We roll up and I ask if they know where the wine fest is. To which they crack up laughing (luckily not at my French-in-Germany) and respond, “Il-y-a beaucoup des festivals du vin.” (There’s a gazillion wine fests.)

Oh. So they ask me which one in particular we’re looking for, and of course I don’t know. I throw out G-G’s town name, and they happen to know which one I mean and give us directions.

Finally, we arrive at G-G where the wine fest is hopping. We park in a field with the other cars and buses and saunter up the streets, decorated with strands of hanging lights and lots of flowers. Clusters of local food and wine vendors line the streets, and the jovial crowd bustles inbetween.

By jovial, I mean *jovial*. The band struck up a tune and everyone starting singing and swaying to various German drinking songs, and even in the winding streets where the music could no longer be heard, groups of people spontaneously burst into drinking songs and chants and whole tables would sway together and join in the song. At times, it was so loud Erin and I couldn’t even talk. The great thing was that everybody was in the spirit, and there was absolutely no censoriousness. If older people passed by a table of rowdy youngsters swinging and swaying, they just grinned and raised their glasses.
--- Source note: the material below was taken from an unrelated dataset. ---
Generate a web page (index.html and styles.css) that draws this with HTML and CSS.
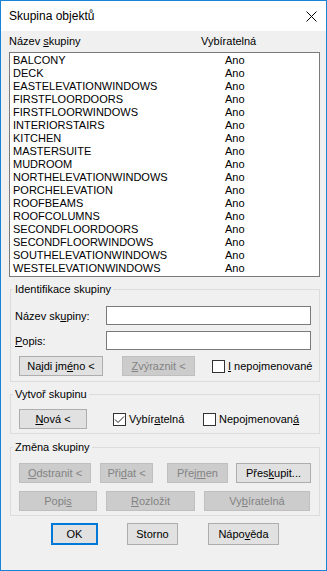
FILE: index.html
```html
<!DOCTYPE html>
<html lang="cs">
<head>
    <meta charset="UTF-8">
    <title>Skupina objektů</title>
    <link rel="stylesheet" href="styles.css">
</head>
<body>
<div class="dialog">
    <!-- Titulkový pruh -->
    <div class="titlebar">
        <span class="title">Skupina objektů</span>
        <svg class="close" width="11" height="11" viewBox="0 0 11 11">
            <path d="M0.5 0.5 L10.5 10.5 M10.5 0.5 L0.5 10.5" stroke="#000" stroke-width="1" fill="none"/>
        </svg>
    </div>

    <div class="content">
        <!-- Seznam skupin -->
        <div class="list-head">
            <span class="col-name">Název <u>s</u>kupiny</span>
            <span>Vybíratelná</span>
        </div>
        <div class="list">
            <div class="row"><span>BALCONY</span><span>Ano</span></div>
            <div class="row"><span>DECK</span><span>Ano</span></div>
            <div class="row"><span>EASTELEVATIONWINDOWS</span><span>Ano</span></div>
            <div class="row"><span>FIRSTFLOORDOORS</span><span>Ano</span></div>
            <div class="row"><span>FIRSTFLOORWINDOWS</span><span>Ano</span></div>
            <div class="row"><span>INTERIORSTAIRS</span><span>Ano</span></div>
            <div class="row"><span>KITCHEN</span><span>Ano</span></div>
            <div class="row"><span>MASTERSUITE</span><span>Ano</span></div>
            <div class="row"><span>MUDROOM</span><span>Ano</span></div>
            <div class="row"><span>NORTHELEVATIONWINDOWS</span><span>Ano</span></div>
            <div class="row"><span>PORCHELEVATION</span><span>Ano</span></div>
            <div class="row"><span>ROOFBEAMS</span><span>Ano</span></div>
            <div class="row"><span>ROOFCOLUMNS</span><span>Ano</span></div>
            <div class="row"><span>SECONDFLOORDOORS</span><span>Ano</span></div>
            <div class="row"><span>SECONDFLOORWINDOWS</span><span>Ano</span></div>
            <div class="row"><span>SOUTHELEVATIONWINDOWS</span><span>Ano</span></div>
            <div class="row"><span>WESTELEVATIONWINDOWS</span><span>Ano</span></div>
        </div>

        <!-- Identifikace skupiny -->
        <fieldset class="group group-ident">
            <legend>Identifikace skupiny</legend>
            <div class="field">
                <span class="field-label">Název sk<u>u</u>piny:</span>
                <span class="input"></span>
            </div>
            <div class="field field-next">
                <span class="field-label"><u>P</u>opis:</span>
                <span class="input"></span>
            </div>
            <div class="btn-row">
                <span class="btn w-najdi">Najdi jm<u>é</u>no &lt;</span>
                <span class="btn disabled w-zvyraznit"><u>Z</u>výraznit &lt;</span>
                <span class="check check-unnamed"><span class="box"></span><span><u>I</u> nepojmenované</span></span>
            </div>
        </fieldset>

        <!-- Vytvoř skupinu -->
        <fieldset class="group group-create">
            <legend>Vytvoř skupinu</legend>
            <div class="btn-row">
                <span class="btn w-nova"><u>N</u>ová &lt;</span>
                <span class="check check-sel">
                    <span class="box">
                        <svg width="11" height="11" viewBox="0 0 11 11">
                            <path d="M1 5.5 L4 8.5 L10 2.5" stroke="#222" stroke-width="1" fill="none"/>
                        </svg>
                    </span>
                    <span>Vybír<u>a</u>telná</span>
                </span>
                <span class="check"><span class="box"></span><span>Nepojmenovan<u>á</u></span></span>
            </div>
        </fieldset>

        <!-- Změna skupiny -->
        <fieldset class="group group-change">
            <legend>Změna skupiny</legend>
            <div class="btn-row">
                <span class="btn disabled w-odstranit"><u>O</u>dstranit &lt;</span>
                <span class="btn disabled w-pridat">Při<u>d</u>at &lt;</span>
                <span class="btn disabled w-prejmen">Přej<u>m</u>en</span>
                <span class="btn w-preskupit">Přes<u>k</u>upit...</span>
            </div>
            <div class="btn-row row-second">
                <span class="btn disabled w-popis">Popi<u>s</u></span>
                <span class="btn disabled w-rozlozit"><u>R</u>ozložit</span>
                <span class="btn disabled w-vyb">Vy<u>b</u>íratelná</span>
            </div>
        </fieldset>

        <!-- Tlačítka dialogu -->
        <div class="dialog-buttons">
            <span class="btn btn-default w-ok">OK</span>
            <span class="btn w-storno">Storno</span>
            <span class="btn w-help">Nápo<u>v</u>ěda</span>
        </div>
    </div>
</div>
</body>
</html>
```

FILE: styles.css
```css
body {
    margin: 0;
    font-family: "Liberation Sans", Arial, sans-serif;
    font-size: 11px;
    color: #000000;
}

/* Okno dialogu */
.dialog {
    width: 327px;
    height: 571px;
    box-sizing: border-box;
    border: 1px solid #1883d7;
    background-color: #f0f0f0;
}

.titlebar {
    height: 30px;
    background-color: #ffffff;
    display: flex;
    align-items: center;
    justify-content: space-between;
    padding: 0 9px 0 8px;
}

.title {
    font-size: 12px;
}

.content {
    padding: 4px 6px 0 8px;
}

/* Seznam */
.list-head {
    display: flex;
    height: 13px;
    line-height: 13px;
    margin-bottom: 4px;
}

.list-head .col-name {
    width: 192px;
}

.list {
    height: 225px;
    box-sizing: border-box;
    border: 1px solid #7a7a7a;
    background-color: #ffffff;
    padding: 1px 0 0 3px;
}

.row {
    display: grid;
    grid-template-columns: 212px auto;
    height: 13px;
    line-height: 13px;
}

/* Skupinové rámečky */
.group {
    margin: 6px 0 0 1px;
    padding: 10px 0 5px 0;
    border: 1px solid #dcdcdc;
    min-width: 0;
}

.group legend {
    padding: 0 2px;
    margin-left: 2px;
    line-height: 13px;
}

.group-create {
    padding: 8px 0 4px 0;
}

.group-change {
    margin-top: 7px;
    padding: 9px 0 4px 0;
}

.field {
    display: flex;
    align-items: center;
    height: 19px;
    padding-left: 4px;
}

.field-next {
    margin-top: 6px;
}

.field-label {
    width: 91px;
}

.input {
    width: 205px;
    height: 19px;
    box-sizing: border-box;
    border: 1px solid #7a7a7a;
    background-color: #ffffff;
}

/* Tlačítka */
.btn-row {
    display: flex;
    align-items: center;
    padding-left: 8px;
}

.group-ident .btn-row {
    margin-top: 6px;
}

.row-second {
    margin-top: 8px;
}

.btn {
    display: block;
    height: 20px;
    box-sizing: border-box;
    border: 1px solid #adadad;
    background-color: #e1e1e1;
    text-align: center;
    line-height: 18px;
    white-space: nowrap;
}

.btn.disabled {
    background-color: #cccccc;
    border-color: #bfbfbf;
    color: #838383;
}

.w-najdi { width: 84px; }
.w-zvyraznit { width: 73px; margin-left: 19px; }
.w-nova { width: 68px; }
.w-odstranit { width: 72px; }
.w-pridat { width: 53px; margin-left: 9px; }
.w-prejmen { width: 61px; margin-left: 14px; }
.w-preskupit { width: 75px; margin-left: 8px; }
.w-popis { width: 78px; }
.w-rozlozit { width: 89px; margin-left: 9px; }
.w-vyb { width: 106px; margin-left: 9px; }

/* Zaškrtávací pole */
.check {
    display: flex;
    align-items: center;
    line-height: 13px;
    white-space: nowrap;
}

.check-unnamed {
    margin-left: 17px;
}

.check-sel {
    width: 90px;
    margin-left: 26px;
}

.box {
    width: 13px;
    height: 13px;
    box-sizing: border-box;
    border: 1px solid #333333;
    background-color: #ffffff;
    margin-right: 3px;
    flex-shrink: 0;
}

.box svg {
    display: block;
}

/* Spodní tlačítka */
.dialog-buttons {
    display: flex;
    margin-top: 7px;
    padding-left: 42px;
}

.dialog-buttons .btn {
    height: 22px;
    line-height: 20px;
}

.dialog-buttons .btn-default {
    border: 2px solid #0078d7;
    line-height: 18px;
}

.w-ok { width: 47px; }
.w-storno { width: 51px; margin-left: 29px; }
.w-help { width: 71px; margin-left: 30px; }
```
Erin and I tried two different wines apiece. Her first one was OK, but a little warm for white wine. My first one was bubbly, kind of like a would-be asti but not quite. (That’s an awesome description, isn’t it? I should totally get a job writing wine labels.) My second wine was bizarre, but surprisingly delicious. It was apple flavored (which makes sense, since apples are in season and orchards are everywhere. Vendors fill the walk-platz with their bags and baskets of fresh apples.) The second wine came in a souvenir glass, which I could return to the tent for my deposit back, or choose to keep. (Naturally, I’m taking that baby home.) The glass is neat–it has a picture of the local vinyard/winery where my wine came from, and the year that the wine was first produced.

Have you visited any wineries or wine/beerfests? I want to hear all about it!